> WHAT YOU NEED TO DO: Copy the data word for word, keeping every line.

____

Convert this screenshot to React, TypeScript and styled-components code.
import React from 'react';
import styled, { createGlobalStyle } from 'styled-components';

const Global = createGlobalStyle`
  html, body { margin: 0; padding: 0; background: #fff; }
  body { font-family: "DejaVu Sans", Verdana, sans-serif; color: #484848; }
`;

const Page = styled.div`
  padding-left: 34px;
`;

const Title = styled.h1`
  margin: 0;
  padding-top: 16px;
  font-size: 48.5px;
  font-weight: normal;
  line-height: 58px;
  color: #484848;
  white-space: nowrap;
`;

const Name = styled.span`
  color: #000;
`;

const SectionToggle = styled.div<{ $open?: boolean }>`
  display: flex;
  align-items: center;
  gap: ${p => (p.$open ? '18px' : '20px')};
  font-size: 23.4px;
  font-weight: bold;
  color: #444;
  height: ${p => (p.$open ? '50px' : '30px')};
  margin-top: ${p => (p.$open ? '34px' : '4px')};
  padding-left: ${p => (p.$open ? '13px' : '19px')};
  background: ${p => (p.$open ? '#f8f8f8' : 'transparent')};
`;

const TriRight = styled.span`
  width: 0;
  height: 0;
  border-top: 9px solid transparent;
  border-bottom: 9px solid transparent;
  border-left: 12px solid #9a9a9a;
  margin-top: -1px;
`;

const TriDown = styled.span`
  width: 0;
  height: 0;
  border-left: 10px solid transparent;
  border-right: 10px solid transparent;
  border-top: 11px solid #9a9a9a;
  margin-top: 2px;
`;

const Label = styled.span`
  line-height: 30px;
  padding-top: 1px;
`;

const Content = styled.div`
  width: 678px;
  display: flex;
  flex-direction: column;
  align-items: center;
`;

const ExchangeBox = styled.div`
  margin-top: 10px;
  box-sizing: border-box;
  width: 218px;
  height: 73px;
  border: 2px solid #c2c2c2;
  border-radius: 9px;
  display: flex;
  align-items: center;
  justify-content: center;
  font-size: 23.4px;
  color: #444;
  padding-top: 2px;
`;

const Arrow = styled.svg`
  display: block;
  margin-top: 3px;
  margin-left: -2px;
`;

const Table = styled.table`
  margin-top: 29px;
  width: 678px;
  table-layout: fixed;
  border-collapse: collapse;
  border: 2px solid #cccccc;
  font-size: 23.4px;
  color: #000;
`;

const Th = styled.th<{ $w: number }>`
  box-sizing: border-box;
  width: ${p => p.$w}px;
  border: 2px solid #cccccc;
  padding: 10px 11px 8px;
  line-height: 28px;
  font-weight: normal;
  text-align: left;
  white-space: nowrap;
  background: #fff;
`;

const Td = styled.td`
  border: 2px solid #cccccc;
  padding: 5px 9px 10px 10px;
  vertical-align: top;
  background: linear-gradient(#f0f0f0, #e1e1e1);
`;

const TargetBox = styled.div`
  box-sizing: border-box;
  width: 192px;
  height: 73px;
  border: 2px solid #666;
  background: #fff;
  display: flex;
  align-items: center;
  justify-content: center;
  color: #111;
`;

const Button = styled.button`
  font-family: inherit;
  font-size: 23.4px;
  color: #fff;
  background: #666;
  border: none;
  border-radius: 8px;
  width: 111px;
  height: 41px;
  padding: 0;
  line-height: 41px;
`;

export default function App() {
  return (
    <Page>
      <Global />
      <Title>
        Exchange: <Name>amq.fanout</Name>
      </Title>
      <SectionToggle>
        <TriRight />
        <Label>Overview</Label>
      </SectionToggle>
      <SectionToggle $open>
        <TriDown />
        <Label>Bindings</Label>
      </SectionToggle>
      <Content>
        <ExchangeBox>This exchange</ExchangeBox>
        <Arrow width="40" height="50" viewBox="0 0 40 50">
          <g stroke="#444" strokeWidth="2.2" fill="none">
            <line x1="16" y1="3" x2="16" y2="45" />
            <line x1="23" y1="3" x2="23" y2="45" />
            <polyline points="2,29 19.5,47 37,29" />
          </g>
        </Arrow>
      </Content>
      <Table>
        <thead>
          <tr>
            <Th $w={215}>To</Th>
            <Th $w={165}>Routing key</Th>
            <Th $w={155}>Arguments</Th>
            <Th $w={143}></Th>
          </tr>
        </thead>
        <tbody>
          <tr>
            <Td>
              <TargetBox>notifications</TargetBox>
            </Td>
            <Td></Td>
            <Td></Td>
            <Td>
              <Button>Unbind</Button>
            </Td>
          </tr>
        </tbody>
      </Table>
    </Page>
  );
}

____

> RESULT OF THIS EXERCISE:
Convert this screenshot to React, TypeScript and styled-components code.
import React from 'react';
import styled, { createGlobalStyle } from 'styled-components';

const Global = createGlobalStyle`
  html, body { margin: 0; padding: 0; background: #fff; }
  body { font-family: "DejaVu Sans", Verdana, sans-serif; color: #484848; }
`;

const Page = styled.div`
  padding-left: 34px;
`;

const Title = styled.h1`
  margin: 0;
  padding-top: 16px;
  font-size: 48.5px;
  font-weight: normal;
  line-height: 58px;
  color: #484848;
  white-space: nowrap;
`;

const Name = styled.span`
  color: #000;
`;

const SectionToggle = styled.div<{ $open?: boolean }>`
  display: flex;
  align-items: center;
  gap: ${p => (p.$open ? '18px' : '20px')};
  font-size: 23.4px;
  font-weight: bold;
  color: #444;
  height: ${p => (p.$open ? '50px' : '30px')};
  margin-top: ${p => (p.$open ? '34px' : '4px')};
  padding-left: ${p => (p.$open ? '13px' : '19px')};
  background: ${p => (p.$open ? '#f8f8f8' : 'transparent')};
`;

const TriRight = styled.span`
  width: 0;
  height: 0;
  border-top: 9px solid transparent;
  border-bottom: 9px solid transparent;
  border-left: 12px solid #9a9a9a;
  margin-top: -1px;
`;

const TriDown = styled.span`
  width: 0;
  height: 0;
  border-left: 10px solid transparent;
  border-right: 10px solid transparent;
  border-top: 11px solid #9a9a9a;
  margin-top: 2px;
`;

const Label = styled.span`
  line-height: 30px;
  padding-top: 1px;
`;

const Content = styled.div`
  width: 678px;
  display: flex;
  flex-direction: column;
  align-items: center;
`;

const ExchangeBox = styled.div`
  margin-top: 10px;
  box-sizing: border-box;
  width: 218px;
  height: 73px;
  border: 2px solid #c2c2c2;
  border-radius: 9px;
  display: flex;
  align-items: center;
  justify-content: center;
  font-size: 23.4px;
  color: #444;
  padding-top: 2px;
`;

const Arrow = styled.svg`
  display: block;
  margin-top: 3px;
  margin-left: -2px;
`;

const Table = styled.table`
  margin-top: 29px;
  width: 678px;
  table-layout: fixed;
  border-collapse: collapse;
  border: 2px solid #cccccc;
  font-size: 23.4px;
  color: #000;
`;

const Th = styled.th<{ $w: number }>`
  box-sizing: border-box;
  width: ${p => p.$w}px;
  border: 2px solid #cccccc;
  padding: 10px 11px 8px;
  line-height: 28px;
  font-weight: normal;
  text-align: left;
  white-space: nowrap;
  background: #fff;
`;

const Td = styled.td`
  border: 2px solid #cccccc;
  padding: 5px 9px 10px 10px;
  vertical-align: top;
  background: linear-gradient(#f0f0f0, #e1e1e1);
`;

const TargetBox = styled.div`
  box-sizing: border-box;
  width: 192px;
  height: 73px;
  border: 2px solid #666;
  background: #fff;
  display: flex;
  align-items: center;
  justify-content: center;
  color: #111;
`;

const Button = styled.button`
  font-family: inherit;
  font-size: 23.4px;
  color: #fff;
  background: #666;
  border: none;
  border-radius: 8px;
  width: 111px;
  height: 41px;
  padding: 0;
  line-height: 41px;
`;

export default function App() {
  return (
    <Page>
      <Global />
      <Title>
        Exchange: <Name>amq.fanout</Name>
      </Title>
      <SectionToggle>
        <TriRight />
        <Label>Overview</Label>
      </SectionToggle>
      <SectionToggle $open>
        <TriDown />
        <Label>Bindings</Label>
      </SectionToggle>
      <Content>
        <ExchangeBox>This exchange</ExchangeBox>
        <Arrow width="40" height="50" viewBox="0 0 40 50">
          <g stroke="#444" strokeWidth="2.2" fill="none">
            <line x1="16" y1="3" x2="16" y2="45" />
            <line x1="23" y1="3" x2="23" y2="45" />
            <polyline points="2,29 19.5,47 37,29" />
          </g>
        </Arrow>
      </Content>
      <Table>
        <thead>
          <tr>
            <Th $w={215}>To</Th>
            <Th $w={165}>Routing key</Th>
            <Th $w={155}>Arguments</Th>
            <Th $w={143}></Th>
          </tr>
        </thead>
        <tbody>
          <tr>
            <Td>
              <TargetBox>notifications</TargetBox>
            </Td>
            <Td></Td>
            <Td></Td>
            <Td>
              <Button>Unbind</Button>
            </Td>
          </tr>
        </tbody>
      </Table>
    </Page>
  );
}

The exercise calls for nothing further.